* **AVAILABLE DATA**:
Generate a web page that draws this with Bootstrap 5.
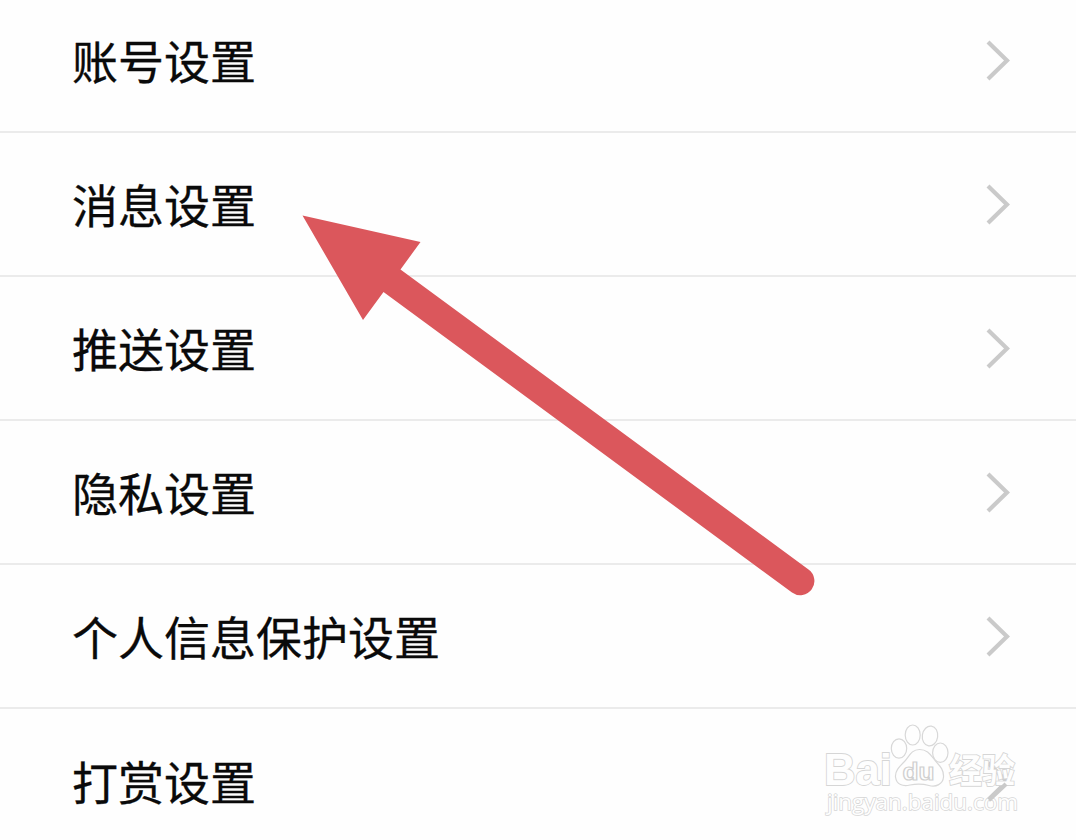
<!DOCTYPE html>
<html lang="zh-CN">
<head>
    <meta charset="UTF-8">
    <meta name="viewport" content="width=device-width, initial-scale=1.0">
    <title>设置</title>
    <link href="https://cdn.jsdelivr.net/npm/bootstrap@5.3.0/dist/css/bootstrap.min.css" rel="stylesheet">
    <style>
        body { background: #fefefe; font-family: "Noto Sans CJK SC", sans-serif; }
        .screen { height: 840px; }
        .settings { margin-top: -11px; --bs-list-group-bg: #fefefe; --bs-list-group-border-color: #ebebeb; }
        .settings .list-group-item { height: 144px; padding: 0 66px 0 72px; border-width: 0 0 2px; color: #0a0a0a; }
        .label-text { font-size: 46px; line-height: 60px; padding-bottom: 2px; -webkit-text-stroke: .3px #0a0a0a; }
        .chevron { width: 24px; height: 42px; }
        .overlay { pointer-events: none; z-index: 2; }
        .wm-text { fill: #fefefe; stroke: #d6d6d6; stroke-width: 1.8; paint-order: stroke; }
    </style>
</head>
<body>
<div class="screen position-relative overflow-hidden">
    <div class="list-group list-group-flush settings" id="settings"></div>

    <!-- pointer arrow -->
    <svg class="overlay position-absolute top-0 start-0" width="1076" height="840" viewBox="0 0 1076 840">
        <path d="M302.500 215.500 L420.500 242 L400.500 269.500 L808.500 569.500 A14 14 0 0 1 792 592.500 L383.500 292 L363 320 Z" fill="#db575c"/>
    </svg>

    <!-- watermark -->
    <svg class="overlay position-absolute top-0 start-0" width="1076" height="840" viewBox="0 0 1076 840">
        <g class="wm-text">
            <text x="824" y="784.500" font-family="Liberation Sans, sans-serif" font-weight="700" font-size="45" textLength="68" lengthAdjust="spacingAndGlyphs">Bai</text>
            <text x="949" y="782.500" font-family="Noto Sans CJK SC, sans-serif" font-weight="700" font-size="34" textLength="66" lengthAdjust="spacingAndGlyphs">经验</text>
            <text x="827" y="810" font-family="Open Sans, sans-serif" font-weight="400" font-size="22" stroke-width="1.500" textLength="191" lengthAdjust="spacingAndGlyphs">jingyan.baidu.com</text>
        </g>
        <g fill="#fefefe" stroke="#d8d8d8" stroke-width="1.200">
            <ellipse cx="899" cy="748.500" rx="7.700" ry="9.700"/>
            <ellipse cx="912.700" cy="735" rx="7.500" ry="10"/>
            <ellipse cx="930" cy="736" rx="7.700" ry="10" transform="rotate(8 930 736)"/>
            <ellipse cx="940.300" cy="752.700" rx="7.700" ry="9.700"/>
            <path d="M919.500 749.500 C911 749.500 909 757 904 762 C899 767 895 771 895.500 777 C896.500 785 903 786.500 910 785 C917 783.500 922 783.500 929 785.500 C936 787.500 943 784 943.500 777 C944 770 940 766 935.500 761 C930.500 755 928 749.500 919.500 749.500 Z"/>
            <text x="902.500" y="779.500" font-family="Liberation Sans, sans-serif" font-weight="700" font-size="24" stroke="#d0d0d0" textLength="32" lengthAdjust="spacingAndGlyphs">du</text>
        </g>
        <!-- chevron tail showing through below the mark -->
        <path d="M1006 784 L989 800" stroke="#cacaca" stroke-width="4.200" fill="none"/>
    </svg>
</div>
<script src="https://cdn.jsdelivr.net/npm/bootstrap@5.3.0/dist/js/bootstrap.bundle.min.js"></script>
<script>
const items = ['账号设置', '消息设置', '推送设置', '隐私设置', '个人信息保护设置', '打赏设置'];
let html = '';
for (const name of items) {
    html += `<div class="list-group-item d-flex align-items-center justify-content-between">
        <span class="label-text">${name}</span>
        <svg class="chevron" viewBox="0 0 24 42" fill="none" stroke="#cacaca" stroke-width="4.200">
            <path d="M2 3 L21 21.500 L2 40"/>
        </svg>
    </div>`;
}
document.getElementById('settings').innerHTML = html;
</script>
</body>
</html>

* **DIRECTION**: From the listing, extract all text exactly as given and drop any picture.

* **ANSWER IN FULL**:
Generate a web page that draws this with Bootstrap 5.
<!DOCTYPE html>
<html lang="zh-CN">
<head>
    <meta charset="UTF-8">
    <meta name="viewport" content="width=device-width, initial-scale=1.0">
    <title>设置</title>
    <link href="https://cdn.jsdelivr.net/npm/bootstrap@5.3.0/dist/css/bootstrap.min.css" rel="stylesheet">
    <style>
        body { background: #fefefe; font-family: "Noto Sans CJK SC", sans-serif; }
        .screen { height: 840px; }
        .settings { margin-top: -11px; --bs-list-group-bg: #fefefe; --bs-list-group-border-color: #ebebeb; }
        .settings .list-group-item { height: 144px; padding: 0 66px 0 72px; border-width: 0 0 2px; color: #0a0a0a; }
        .label-text { font-size: 46px; line-height: 60px; padding-bottom: 2px; -webkit-text-stroke: .3px #0a0a0a; }
        .chevron { width: 24px; height: 42px; }
        .overlay { pointer-events: none; z-index: 2; }
        .wm-text { fill: #fefefe; stroke: #d6d6d6; stroke-width: 1.8; paint-order: stroke; }
    </style>
</head>
<body>
<div class="screen position-relative overflow-hidden">
    <div class="list-group list-group-flush settings" id="settings"></div>

    <!-- pointer arrow -->
    <svg class="overlay position-absolute top-0 start-0" width="1076" height="840" viewBox="0 0 1076 840">
        <path d="M302.500 215.500 L420.500 242 L400.500 269.500 L808.500 569.500 A14 14 0 0 1 792 592.500 L383.500 292 L363 320 Z" fill="#db575c"/>
    </svg>

    <!-- watermark -->
    <svg class="overlay position-absolute top-0 start-0" width="1076" height="840" viewBox="0 0 1076 840">
        <g class="wm-text">
            <text x="824" y="784.500" font-family="Liberation Sans, sans-serif" font-weight="700" font-size="45" textLength="68" lengthAdjust="spacingAndGlyphs">Bai</text>
            <text x="949" y="782.500" font-family="Noto Sans CJK SC, sans-serif" font-weight="700" font-size="34" textLength="66" lengthAdjust="spacingAndGlyphs">经验</text>
            <text x="827" y="810" font-family="Open Sans, sans-serif" font-weight="400" font-size="22" stroke-width="1.500" textLength="191" lengthAdjust="spacingAndGlyphs">jingyan.baidu.com</text>
        </g>
        <g fill="#fefefe" stroke="#d8d8d8" stroke-width="1.200">
            <ellipse cx="899" cy="748.500" rx="7.700" ry="9.700"/>
            <ellipse cx="912.700" cy="735" rx="7.500" ry="10"/>
            <ellipse cx="930" cy="736" rx="7.700" ry="10" transform="rotate(8 930 736)"/>
            <ellipse cx="940.300" cy="752.700" rx="7.700" ry="9.700"/>
            <path d="M919.500 749.500 C911 749.500 909 757 904 762 C899 767 895 771 895.500 777 C896.500 785 903 786.500 910 785 C917 783.500 922 783.500 929 785.500 C936 787.500 943 784 943.500 777 C944 770 940 766 935.500 761 C930.500 755 928 749.500 919.500 749.500 Z"/>
            <text x="902.500" y="779.500" font-family="Liberation Sans, sans-serif" font-weight="700" font-size="24" stroke="#d0d0d0" textLength="32" lengthAdjust="spacingAndGlyphs">du</text>
        </g>
        <!-- chevron tail showing through below the mark -->
        <path d="M1006 784 L989 800" stroke="#cacaca" stroke-width="4.200" fill="none"/>
    </svg>
</div>
<script src="https://cdn.jsdelivr.net/npm/bootstrap@5.3.0/dist/js/bootstrap.bundle.min.js"></script>
<script>
const items = ['账号设置', '消息设置', '推送设置', '隐私设置', '个人信息保护设置', '打赏设置'];
let html = '';
for (const name of items) {
    html += `<div class="list-group-item d-flex align-items-center justify-content-between">
        <span class="label-text">${name}</span>
        <svg class="chevron" viewBox="0 0 24 42" fill="none" stroke="#cacaca" stroke-width="4.200">
            <path d="M2 3 L21 21.500 L2 40"/>
        </svg>
    </div>`;
}
document.getElementById('settings').innerHTML = html;
</script>
</body>
</html>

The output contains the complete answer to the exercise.